◆ **EXERCISE**: Quote all of the data that follows exactly as written, skipping the images.

◆ **COLLECTED DATA**:
________________

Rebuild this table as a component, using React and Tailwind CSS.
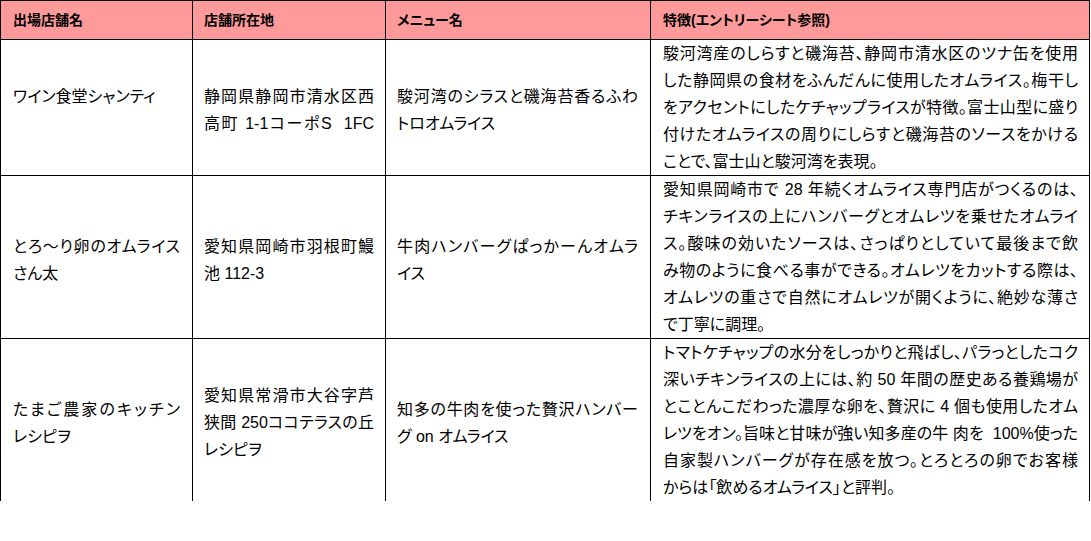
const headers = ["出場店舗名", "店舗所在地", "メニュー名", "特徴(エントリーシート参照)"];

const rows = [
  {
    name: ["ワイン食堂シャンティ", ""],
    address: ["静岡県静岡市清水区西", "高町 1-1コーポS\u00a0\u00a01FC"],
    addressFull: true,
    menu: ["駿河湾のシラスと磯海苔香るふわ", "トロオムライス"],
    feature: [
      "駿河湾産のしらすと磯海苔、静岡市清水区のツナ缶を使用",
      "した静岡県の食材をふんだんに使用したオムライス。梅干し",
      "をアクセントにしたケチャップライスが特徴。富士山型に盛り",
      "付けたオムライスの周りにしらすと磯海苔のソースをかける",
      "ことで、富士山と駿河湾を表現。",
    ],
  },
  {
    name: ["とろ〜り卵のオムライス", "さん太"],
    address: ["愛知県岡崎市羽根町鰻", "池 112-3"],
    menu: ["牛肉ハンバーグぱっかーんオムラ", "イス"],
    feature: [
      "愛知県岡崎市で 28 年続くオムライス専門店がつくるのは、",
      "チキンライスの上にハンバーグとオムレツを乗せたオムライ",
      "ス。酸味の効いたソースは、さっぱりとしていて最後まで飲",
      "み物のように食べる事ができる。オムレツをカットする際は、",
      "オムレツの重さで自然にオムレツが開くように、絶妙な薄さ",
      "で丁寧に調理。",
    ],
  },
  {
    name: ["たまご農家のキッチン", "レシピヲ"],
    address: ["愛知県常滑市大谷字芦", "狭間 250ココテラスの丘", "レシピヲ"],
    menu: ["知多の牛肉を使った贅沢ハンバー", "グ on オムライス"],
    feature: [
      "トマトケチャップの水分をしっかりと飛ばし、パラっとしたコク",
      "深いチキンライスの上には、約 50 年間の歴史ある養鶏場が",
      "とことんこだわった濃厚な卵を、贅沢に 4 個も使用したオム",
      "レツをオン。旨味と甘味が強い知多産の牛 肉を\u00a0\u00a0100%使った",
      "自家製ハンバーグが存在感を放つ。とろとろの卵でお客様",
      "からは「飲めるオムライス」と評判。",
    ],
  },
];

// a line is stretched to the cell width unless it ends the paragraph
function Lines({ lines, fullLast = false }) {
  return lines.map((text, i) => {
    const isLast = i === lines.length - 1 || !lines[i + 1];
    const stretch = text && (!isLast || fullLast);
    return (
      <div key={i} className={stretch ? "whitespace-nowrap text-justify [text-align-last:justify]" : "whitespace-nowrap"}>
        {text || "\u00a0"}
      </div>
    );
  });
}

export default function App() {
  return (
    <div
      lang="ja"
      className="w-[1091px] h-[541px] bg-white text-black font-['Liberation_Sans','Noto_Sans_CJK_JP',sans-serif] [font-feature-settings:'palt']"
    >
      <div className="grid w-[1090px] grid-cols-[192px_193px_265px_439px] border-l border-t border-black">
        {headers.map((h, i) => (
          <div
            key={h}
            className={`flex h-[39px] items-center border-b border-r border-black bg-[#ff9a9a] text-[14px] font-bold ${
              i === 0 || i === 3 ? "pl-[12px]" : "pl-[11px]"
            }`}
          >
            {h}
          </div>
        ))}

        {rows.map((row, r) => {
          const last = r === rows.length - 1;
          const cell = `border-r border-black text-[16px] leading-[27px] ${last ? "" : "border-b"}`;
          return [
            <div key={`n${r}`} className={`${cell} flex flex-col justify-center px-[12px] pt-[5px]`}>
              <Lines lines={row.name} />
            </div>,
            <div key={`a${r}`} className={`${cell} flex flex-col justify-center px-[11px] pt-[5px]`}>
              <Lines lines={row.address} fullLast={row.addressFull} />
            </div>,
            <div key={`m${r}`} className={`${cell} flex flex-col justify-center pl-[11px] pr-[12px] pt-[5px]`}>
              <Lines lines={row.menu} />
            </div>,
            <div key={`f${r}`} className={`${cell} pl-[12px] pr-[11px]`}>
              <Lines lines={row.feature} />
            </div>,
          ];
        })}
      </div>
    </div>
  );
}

________________

◆ **EXPECTED ANSWER**:
Rebuild this table as a component, using React and Tailwind CSS.
const headers = ["出場店舗名", "店舗所在地", "メニュー名", "特徴(エントリーシート参照)"];

const rows = [
  {
    name: ["ワイン食堂シャンティ", ""],
    address: ["静岡県静岡市清水区西", "高町 1-1コーポS\u00a0\u00a01FC"],
    addressFull: true,
    menu: ["駿河湾のシラスと磯海苔香るふわ", "トロオムライス"],
    feature: [
      "駿河湾産のしらすと磯海苔、静岡市清水区のツナ缶を使用",
      "した静岡県の食材をふんだんに使用したオムライス。梅干し",
      "をアクセントにしたケチャップライスが特徴。富士山型に盛り",
      "付けたオムライスの周りにしらすと磯海苔のソースをかける",
      "ことで、富士山と駿河湾を表現。",
    ],
  },
  {
    name: ["とろ〜り卵のオムライス", "さん太"],
    address: ["愛知県岡崎市羽根町鰻", "池 112-3"],
    menu: ["牛肉ハンバーグぱっかーんオムラ", "イス"],
    feature: [
      "愛知県岡崎市で 28 年続くオムライス専門店がつくるのは、",
      "チキンライスの上にハンバーグとオムレツを乗せたオムライ",
      "ス。酸味の効いたソースは、さっぱりとしていて最後まで飲",
      "み物のように食べる事ができる。オムレツをカットする際は、",
      "オムレツの重さで自然にオムレツが開くように、絶妙な薄さ",
      "で丁寧に調理。",
    ],
  },
  {
    name: ["たまご農家のキッチン", "レシピヲ"],
    address: ["愛知県常滑市大谷字芦", "狭間 250ココテラスの丘", "レシピヲ"],
    menu: ["知多の牛肉を使った贅沢ハンバー", "グ on オムライス"],
    feature: [
      "トマトケチャップの水分をしっかりと飛ばし、パラっとしたコク",
      "深いチキンライスの上には、約 50 年間の歴史ある養鶏場が",
      "とことんこだわった濃厚な卵を、贅沢に 4 個も使用したオム",
      "レツをオン。旨味と甘味が強い知多産の牛 肉を\u00a0\u00a0100%使った",
      "自家製ハンバーグが存在感を放つ。とろとろの卵でお客様",
      "からは「飲めるオムライス」と評判。",
    ],
  },
];

// a line is stretched to the cell width unless it ends the paragraph
function Lines({ lines, fullLast = false }) {
  return lines.map((text, i) => {
    const isLast = i === lines.length - 1 || !lines[i + 1];
    const stretch = text && (!isLast || fullLast);
    return (
      <div key={i} className={stretch ? "whitespace-nowrap text-justify [text-align-last:justify]" : "whitespace-nowrap"}>
        {text || "\u00a0"}
      </div>
    );
  });
}

export default function App() {
  return (
    <div
      lang="ja"
      className="w-[1091px] h-[541px] bg-white text-black font-['Liberation_Sans','Noto_Sans_CJK_JP',sans-serif] [font-feature-settings:'palt']"
    >
      <div className="grid w-[1090px] grid-cols-[192px_193px_265px_439px] border-l border-t border-black">
        {headers.map((h, i) => (
          <div
            key={h}
            className={`flex h-[39px] items-center border-b border-r border-black bg-[#ff9a9a] text-[14px] font-bold ${
              i === 0 || i === 3 ? "pl-[12px]" : "pl-[11px]"
            }`}
          >
            {h}
          </div>
        ))}

        {rows.map((row, r) => {
          const last = r === rows.length - 1;
          const cell = `border-r border-black text-[16px] leading-[27px] ${last ? "" : "border-b"}`;
          return [
            <div key={`n${r}`} className={`${cell} flex flex-col justify-center px-[12px] pt-[5px]`}>
              <Lines lines={row.name} />
            </div>,
            <div key={`a${r}`} className={`${cell} flex flex-col justify-center px-[11px] pt-[5px]`}>
              <Lines lines={row.address} fullLast={row.addressFull} />
            </div>,
            <div key={`m${r}`} className={`${cell} flex flex-col justify-center pl-[11px] pr-[12px] pt-[5px]`}>
              <Lines lines={row.menu} />
            </div>,
            <div key={`f${r}`} className={`${cell} pl-[12px] pr-[11px]`}>
              <Lines lines={row.feature} />
            </div>,
          ];
        })}
      </div>
    </div>
  );
}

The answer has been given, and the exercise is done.